━━ The input

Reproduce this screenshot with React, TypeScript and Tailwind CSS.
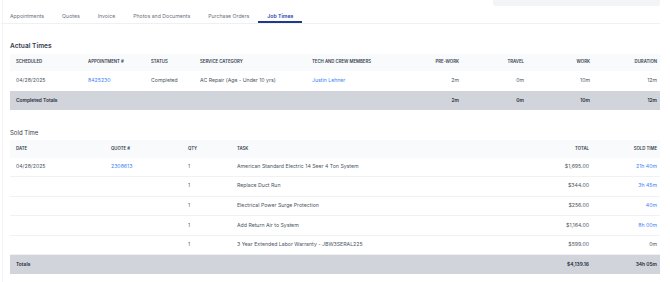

━━━━
━━ The input

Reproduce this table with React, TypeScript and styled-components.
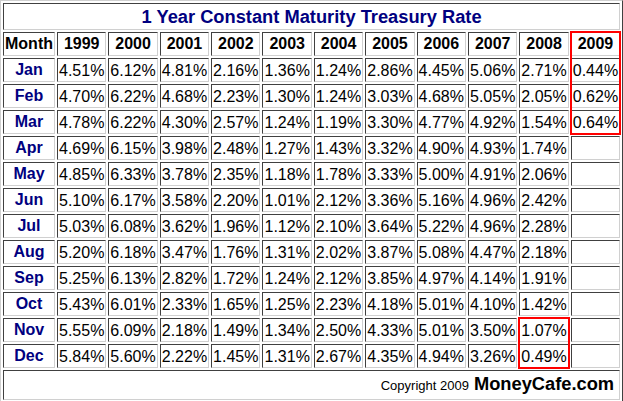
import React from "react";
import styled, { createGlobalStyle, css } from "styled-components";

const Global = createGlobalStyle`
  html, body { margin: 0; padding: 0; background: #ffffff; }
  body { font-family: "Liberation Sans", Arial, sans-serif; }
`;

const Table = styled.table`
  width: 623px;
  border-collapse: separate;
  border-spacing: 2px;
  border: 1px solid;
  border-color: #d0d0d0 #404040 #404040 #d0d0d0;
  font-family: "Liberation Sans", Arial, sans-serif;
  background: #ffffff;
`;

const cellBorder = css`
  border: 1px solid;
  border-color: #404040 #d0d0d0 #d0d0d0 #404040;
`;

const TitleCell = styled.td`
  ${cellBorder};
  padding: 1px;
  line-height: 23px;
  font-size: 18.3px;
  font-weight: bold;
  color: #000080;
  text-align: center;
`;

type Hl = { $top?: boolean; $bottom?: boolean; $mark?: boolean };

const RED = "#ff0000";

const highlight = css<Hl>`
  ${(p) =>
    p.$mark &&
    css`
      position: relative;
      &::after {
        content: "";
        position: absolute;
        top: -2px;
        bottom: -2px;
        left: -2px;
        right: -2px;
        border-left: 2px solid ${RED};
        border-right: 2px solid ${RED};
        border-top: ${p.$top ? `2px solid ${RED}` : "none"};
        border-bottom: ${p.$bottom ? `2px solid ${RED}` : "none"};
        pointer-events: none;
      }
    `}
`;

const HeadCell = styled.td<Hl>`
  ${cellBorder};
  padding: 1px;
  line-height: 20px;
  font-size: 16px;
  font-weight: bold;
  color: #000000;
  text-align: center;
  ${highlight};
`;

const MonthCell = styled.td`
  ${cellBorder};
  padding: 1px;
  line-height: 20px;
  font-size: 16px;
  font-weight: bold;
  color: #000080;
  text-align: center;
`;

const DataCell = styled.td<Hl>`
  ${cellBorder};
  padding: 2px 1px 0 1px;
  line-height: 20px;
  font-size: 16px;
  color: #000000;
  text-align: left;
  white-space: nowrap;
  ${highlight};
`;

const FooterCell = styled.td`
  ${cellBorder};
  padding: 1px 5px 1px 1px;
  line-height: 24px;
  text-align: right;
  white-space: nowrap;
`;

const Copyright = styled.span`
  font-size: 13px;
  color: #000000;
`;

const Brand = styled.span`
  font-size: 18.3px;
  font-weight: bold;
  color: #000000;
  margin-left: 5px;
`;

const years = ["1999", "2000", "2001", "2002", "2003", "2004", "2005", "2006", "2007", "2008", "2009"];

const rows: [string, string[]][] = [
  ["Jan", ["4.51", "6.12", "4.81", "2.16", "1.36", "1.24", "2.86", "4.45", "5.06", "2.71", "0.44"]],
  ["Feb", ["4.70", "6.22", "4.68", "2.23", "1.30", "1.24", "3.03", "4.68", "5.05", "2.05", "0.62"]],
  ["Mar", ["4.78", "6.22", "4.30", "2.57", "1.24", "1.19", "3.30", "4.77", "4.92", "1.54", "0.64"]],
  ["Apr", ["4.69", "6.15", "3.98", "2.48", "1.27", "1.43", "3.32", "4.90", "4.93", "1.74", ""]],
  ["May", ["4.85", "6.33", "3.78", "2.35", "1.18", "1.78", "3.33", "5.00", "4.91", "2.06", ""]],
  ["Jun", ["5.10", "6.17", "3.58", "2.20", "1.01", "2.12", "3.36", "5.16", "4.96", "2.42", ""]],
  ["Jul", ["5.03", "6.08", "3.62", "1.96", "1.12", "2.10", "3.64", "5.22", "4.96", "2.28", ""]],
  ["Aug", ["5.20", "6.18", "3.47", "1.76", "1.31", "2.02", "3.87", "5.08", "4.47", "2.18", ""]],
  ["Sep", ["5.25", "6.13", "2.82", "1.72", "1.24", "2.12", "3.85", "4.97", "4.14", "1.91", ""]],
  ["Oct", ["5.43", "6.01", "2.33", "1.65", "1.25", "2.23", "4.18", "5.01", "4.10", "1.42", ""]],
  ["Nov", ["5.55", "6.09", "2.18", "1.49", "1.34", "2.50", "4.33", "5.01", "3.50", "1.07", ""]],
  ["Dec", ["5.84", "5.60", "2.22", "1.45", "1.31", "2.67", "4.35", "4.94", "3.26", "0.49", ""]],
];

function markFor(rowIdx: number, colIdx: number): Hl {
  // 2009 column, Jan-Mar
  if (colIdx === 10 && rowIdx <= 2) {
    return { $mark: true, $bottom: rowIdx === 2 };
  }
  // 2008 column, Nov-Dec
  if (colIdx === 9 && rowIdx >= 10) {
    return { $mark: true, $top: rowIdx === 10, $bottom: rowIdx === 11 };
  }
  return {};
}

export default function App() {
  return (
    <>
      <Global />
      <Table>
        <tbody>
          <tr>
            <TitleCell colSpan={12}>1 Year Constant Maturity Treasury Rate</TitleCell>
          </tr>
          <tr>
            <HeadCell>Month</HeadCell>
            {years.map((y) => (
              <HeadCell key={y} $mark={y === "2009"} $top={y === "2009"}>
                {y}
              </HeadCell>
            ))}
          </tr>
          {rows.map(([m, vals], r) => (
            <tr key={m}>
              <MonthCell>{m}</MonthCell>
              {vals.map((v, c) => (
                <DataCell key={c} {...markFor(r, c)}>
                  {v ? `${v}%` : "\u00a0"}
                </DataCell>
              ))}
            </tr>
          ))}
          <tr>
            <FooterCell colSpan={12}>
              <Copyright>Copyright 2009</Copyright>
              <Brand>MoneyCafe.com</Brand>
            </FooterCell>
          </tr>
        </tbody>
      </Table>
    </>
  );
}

━━━━
━━ The input

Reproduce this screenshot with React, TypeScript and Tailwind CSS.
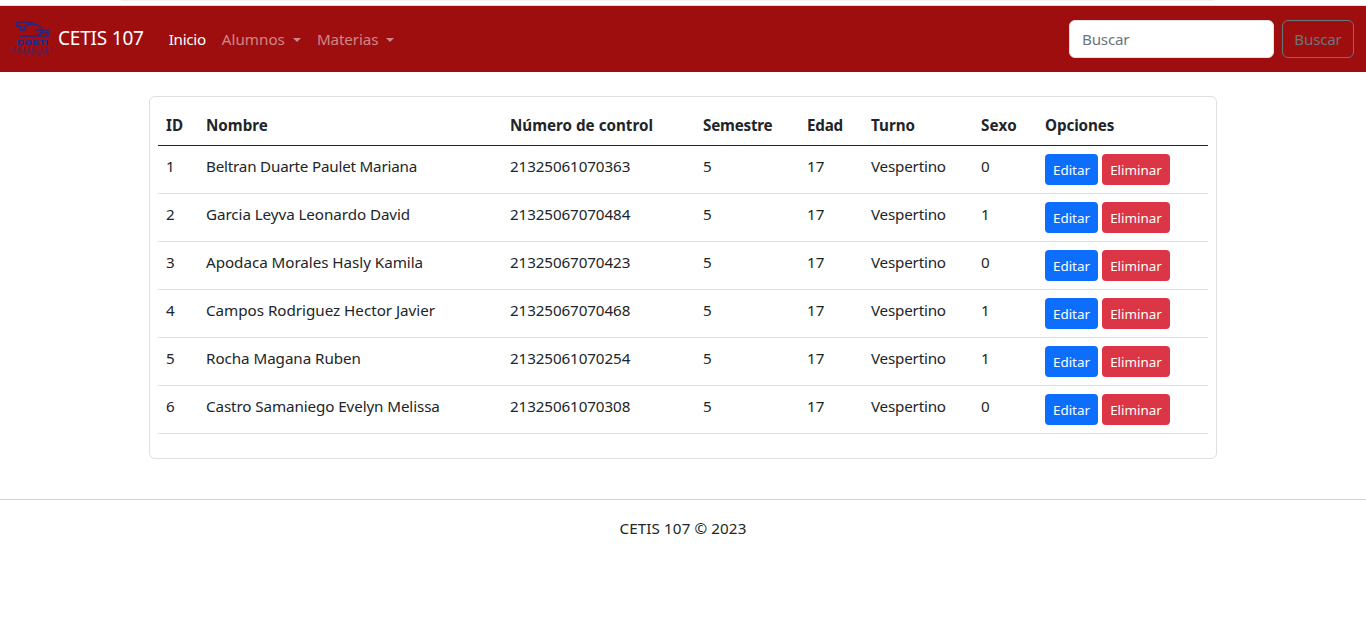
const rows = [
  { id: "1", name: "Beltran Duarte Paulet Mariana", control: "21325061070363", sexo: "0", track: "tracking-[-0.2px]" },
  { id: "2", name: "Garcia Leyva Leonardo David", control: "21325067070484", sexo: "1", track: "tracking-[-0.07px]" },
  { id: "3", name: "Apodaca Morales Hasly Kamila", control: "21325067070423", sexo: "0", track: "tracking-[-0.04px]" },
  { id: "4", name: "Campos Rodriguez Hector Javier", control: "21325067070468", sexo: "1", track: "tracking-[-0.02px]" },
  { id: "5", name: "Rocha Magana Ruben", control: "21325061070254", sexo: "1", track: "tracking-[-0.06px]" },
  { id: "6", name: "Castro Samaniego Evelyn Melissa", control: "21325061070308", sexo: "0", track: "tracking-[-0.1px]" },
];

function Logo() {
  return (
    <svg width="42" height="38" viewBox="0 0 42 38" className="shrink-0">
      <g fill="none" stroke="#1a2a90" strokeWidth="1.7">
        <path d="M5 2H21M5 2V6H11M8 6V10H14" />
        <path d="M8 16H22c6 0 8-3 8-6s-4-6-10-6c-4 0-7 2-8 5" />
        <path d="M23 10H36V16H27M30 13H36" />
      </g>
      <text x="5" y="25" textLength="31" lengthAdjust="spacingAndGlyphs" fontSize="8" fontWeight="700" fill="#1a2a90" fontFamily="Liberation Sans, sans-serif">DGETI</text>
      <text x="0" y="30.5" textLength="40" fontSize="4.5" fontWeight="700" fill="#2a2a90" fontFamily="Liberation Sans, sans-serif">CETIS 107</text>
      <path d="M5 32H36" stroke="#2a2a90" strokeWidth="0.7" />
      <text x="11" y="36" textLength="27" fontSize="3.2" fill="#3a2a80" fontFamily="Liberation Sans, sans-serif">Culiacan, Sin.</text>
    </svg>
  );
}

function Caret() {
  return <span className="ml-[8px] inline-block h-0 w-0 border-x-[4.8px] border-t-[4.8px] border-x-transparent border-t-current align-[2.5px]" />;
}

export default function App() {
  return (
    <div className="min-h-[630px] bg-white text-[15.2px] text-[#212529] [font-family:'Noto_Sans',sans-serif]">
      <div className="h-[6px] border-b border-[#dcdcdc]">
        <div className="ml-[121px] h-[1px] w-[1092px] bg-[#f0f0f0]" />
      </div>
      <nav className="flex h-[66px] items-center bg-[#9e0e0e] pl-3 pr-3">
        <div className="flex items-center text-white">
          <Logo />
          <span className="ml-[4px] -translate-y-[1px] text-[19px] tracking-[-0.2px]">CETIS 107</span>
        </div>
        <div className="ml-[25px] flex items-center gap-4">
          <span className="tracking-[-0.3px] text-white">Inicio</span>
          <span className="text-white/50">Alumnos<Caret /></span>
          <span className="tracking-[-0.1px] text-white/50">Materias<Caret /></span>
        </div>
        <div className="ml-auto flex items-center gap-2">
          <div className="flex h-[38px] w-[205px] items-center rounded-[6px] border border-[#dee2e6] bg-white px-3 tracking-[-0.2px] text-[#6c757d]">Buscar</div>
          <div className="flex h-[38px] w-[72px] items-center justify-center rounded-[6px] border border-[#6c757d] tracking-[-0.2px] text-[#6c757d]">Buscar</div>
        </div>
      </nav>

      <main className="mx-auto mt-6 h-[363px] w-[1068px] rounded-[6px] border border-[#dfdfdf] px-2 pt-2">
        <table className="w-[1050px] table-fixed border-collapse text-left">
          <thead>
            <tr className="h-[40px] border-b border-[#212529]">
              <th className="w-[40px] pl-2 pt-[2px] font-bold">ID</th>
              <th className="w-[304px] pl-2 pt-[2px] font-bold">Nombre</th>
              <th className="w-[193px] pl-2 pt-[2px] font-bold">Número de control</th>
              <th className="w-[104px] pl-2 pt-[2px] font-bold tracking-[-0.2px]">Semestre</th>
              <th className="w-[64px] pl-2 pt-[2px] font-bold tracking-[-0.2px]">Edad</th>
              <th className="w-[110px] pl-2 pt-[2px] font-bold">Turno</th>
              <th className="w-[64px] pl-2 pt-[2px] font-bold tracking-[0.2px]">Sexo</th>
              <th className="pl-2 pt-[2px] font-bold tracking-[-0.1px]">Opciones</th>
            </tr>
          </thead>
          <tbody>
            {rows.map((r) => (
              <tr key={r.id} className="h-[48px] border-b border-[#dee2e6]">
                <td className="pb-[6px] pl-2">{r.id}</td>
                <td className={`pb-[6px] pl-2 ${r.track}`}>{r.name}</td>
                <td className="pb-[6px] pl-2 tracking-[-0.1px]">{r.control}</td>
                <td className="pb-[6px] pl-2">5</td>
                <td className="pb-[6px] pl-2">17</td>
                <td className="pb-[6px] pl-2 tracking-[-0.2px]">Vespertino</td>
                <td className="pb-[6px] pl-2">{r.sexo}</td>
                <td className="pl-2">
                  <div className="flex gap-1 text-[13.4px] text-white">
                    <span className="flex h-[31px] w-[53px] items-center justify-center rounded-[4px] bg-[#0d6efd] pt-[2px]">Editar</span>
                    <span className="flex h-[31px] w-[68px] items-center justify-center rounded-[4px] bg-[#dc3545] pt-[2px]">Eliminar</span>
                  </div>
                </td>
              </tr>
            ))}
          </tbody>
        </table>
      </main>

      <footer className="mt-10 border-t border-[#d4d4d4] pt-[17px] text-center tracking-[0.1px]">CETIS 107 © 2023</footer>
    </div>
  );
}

━━━━

Exercise instructions -> In the entries above, find each line with the word "React" and show it.

Written solution ->
Reproduce this screenshot with React, TypeScript and Tailwind CSS.
Reproduce this table with React, TypeScript and styled-components.
import React from "react";
Reproduce this screenshot with React, TypeScript and Tailwind CSS.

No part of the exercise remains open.